Die Argumentation, ihr müsst nach Berlin, weil ihr so mittendrin in der Wirklichkeit in Deutschland seid und viel von den Problemen der Menschen erfahrt, hat sich so nicht bewahrheitet. Im Berliner Regierungs- und Parlamentsviertel bewegt man sich als Politiker immer von Montag bis Freitag im engen Bereich von Pariser Platz, Bundestag und vielleicht noch Gendarmenmarkt. Zu viel mehr kommt man einfach nicht in den Sitzungswochen, weil dies die zeitintensive Parlamentsarbeit nicht zulässt. So kommen in Berlin auch nicht die Debatten mit dem "Bürger auf der Straße“ zustande. Auch von den vielen Demonstrationen am Brandenburger Tor oder in seiner Umgebung erfahren die meisten Parlamentarier nichts, weil sie gar keine Zeit haben, sich damit zu beschäftigen. Das wäre übrigens auch in Bonn heute nicht anders, wenn Regierung und Parlament dort geblieben wären.

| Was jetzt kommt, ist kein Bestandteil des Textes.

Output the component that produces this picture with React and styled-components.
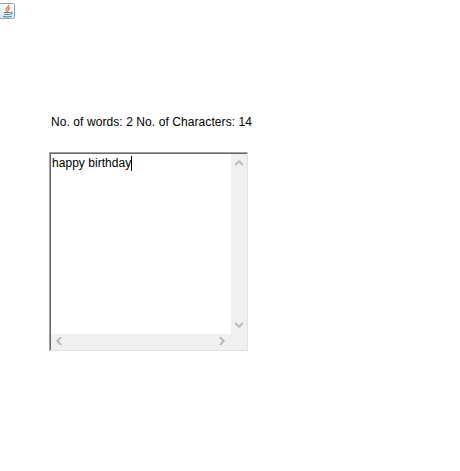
import React from 'react';
import styled, { createGlobalStyle } from 'styled-components';

const GlobalStyle = createGlobalStyle`
  * { box-sizing: border-box; }
  body { margin: 0; background: #fff; overflow: hidden; }
`;

const Window = styled.main`
  display: flex;
  flex-direction: column;
  width: 460px;
  height: 471px;
  background: #fff;
  color: #000;
  font: 12px/14px "Liberation Sans", Arial, sans-serif;
`;

const TitleBar = styled.header`
  height: 30px;
  padding-top: 3px;
`;

const JavaIcon = styled.svg`
  display: block;
  width: 15px;
  height: 16px;
`;

const Content = styled.section`
  display: flex;
  flex-direction: column;
  padding: 85px 0 0 49px;
`;

const CountLabel = styled.div`
  height: 37px;
  padding-left: 2px;
  white-space: pre;
  letter-spacing: 0.08px;
`;

const TextArea = styled.div`
  width: 199px;
  height: 199px;
  border: 1px solid;
  border-color: #a0a0a0 #e3e3e3 #e3e3e3 #a0a0a0;
`;

const InnerFrame = styled.div`
  display: grid;
  grid-template: 180px 16px / 180px 16px;
  width: 197px;
  height: 197px;
  border: solid #696969;
  border-width: 1px 0 0 1px;
`;

const Editor = styled.div`
  display: flex;
  align-items: flex-start;
  padding: 2px 0 0 1px;
  background: #fff;
  letter-spacing: 0.04px;
`;

const Caret = styled.span`
  width: 1px;
  height: 15px;
  background: #000;
`;

const ScrollBar = styled.div`
  display: flex;
  flex-direction: ${({ $vertical }) => ($vertical ? 'column' : 'row')};
  justify-content: space-between;
  align-items: center;
  padding: ${({ $vertical }) => ($vertical ? '6px 0 6px 0' : '0 6px 2px 5px')};
  background: #f0f0f0;
`;

const Corner = styled.div`
  background: #f0f0f0;
`;

const Arrow = styled.svg`
  display: block;
  flex: none;
  width: ${({ $vertical }) => ($vertical ? 8 : 6)}px;
  height: ${({ $vertical }) => ($vertical ? 6 : 8)}px;
  margin-left: ${({ $vertical }) => ($vertical ? -1 : 0)}px;
  fill: #b9b9b9;
`;

export default function App() {
  return (
    <>
      <GlobalStyle />
      <Window>
        <TitleBar>
          <JavaIcon viewBox="0 0 15 16">
            <defs>
              <linearGradient id="tile" x1="0" y1="0" x2="0" y2="1">
                <stop offset="0" stopColor="#ffffff" />
                <stop offset="1" stopColor="#dce6ee" />
              </linearGradient>
            </defs>
            <rect x="-.5" y=".5" width="15" height="15" rx="1" fill="url(#tile)" stroke="#8fa5b4" />
            <path d="M8.5 1.8C9.8 4 4.8 5 6.2 7.2L7.5 8.8M10 4.5C7.5 5.5 8 6.5 8.5 8" fill="none" stroke="#e8803c" strokeWidth="1.4" />
            <path d="M4 9.5h6M4.5 11.5h5M3 13.3c2.5.8 6 .8 8.5 0M10.5 9.5c2-.6 2 1.3 0 1.7" fill="none" stroke="#4d7a9b" strokeWidth="1.1" />
          </JavaIcon>
        </TitleBar>
        <Content>
          <CountLabel>No. of words: 2 No. of Characters: 14</CountLabel>
          <TextArea>
            <InnerFrame>
              <Editor>
                <span>happy birthday</span>
                <Caret />
              </Editor>
              <ScrollBar $vertical>
                <Arrow $vertical viewBox="0 0 8 6"><path d="M4 0L8 3.7V6.2L4 2.8 0 6.2V3.7z" /></Arrow>
                <Arrow $vertical viewBox="0 0 8 6"><path d="M4 6L8 2.3V-.2L4 3.2 0-.2v2.5z" /></Arrow>
              </ScrollBar>
              <ScrollBar>
                <Arrow viewBox="0 0 6 8"><path d="M0 4L3.7 0H6.2L2.8 4 6.2 8H3.7z" /></Arrow>
                <Arrow viewBox="0 0 6 8"><path d="M6 4L2.3 0H-.2L3.2 4-.2 8h2.5z" /></Arrow>
              </ScrollBar>
              <Corner />
            </InnerFrame>
          </TextArea>
        </Content>
      </Window>
    </>
  );
}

Die Zeit ist einfach hektischer geworden - heute jagt ein politisches Ereignis das nächste, unter anderem auch, weil uns die europäische Dimension des Handelns immer mehr beschäftigt. Insofern kann man heute vieles im hektischen Berlin auch nicht mit dem politischen Betrieb im damals noch beschaulichen Bonn vergleichen.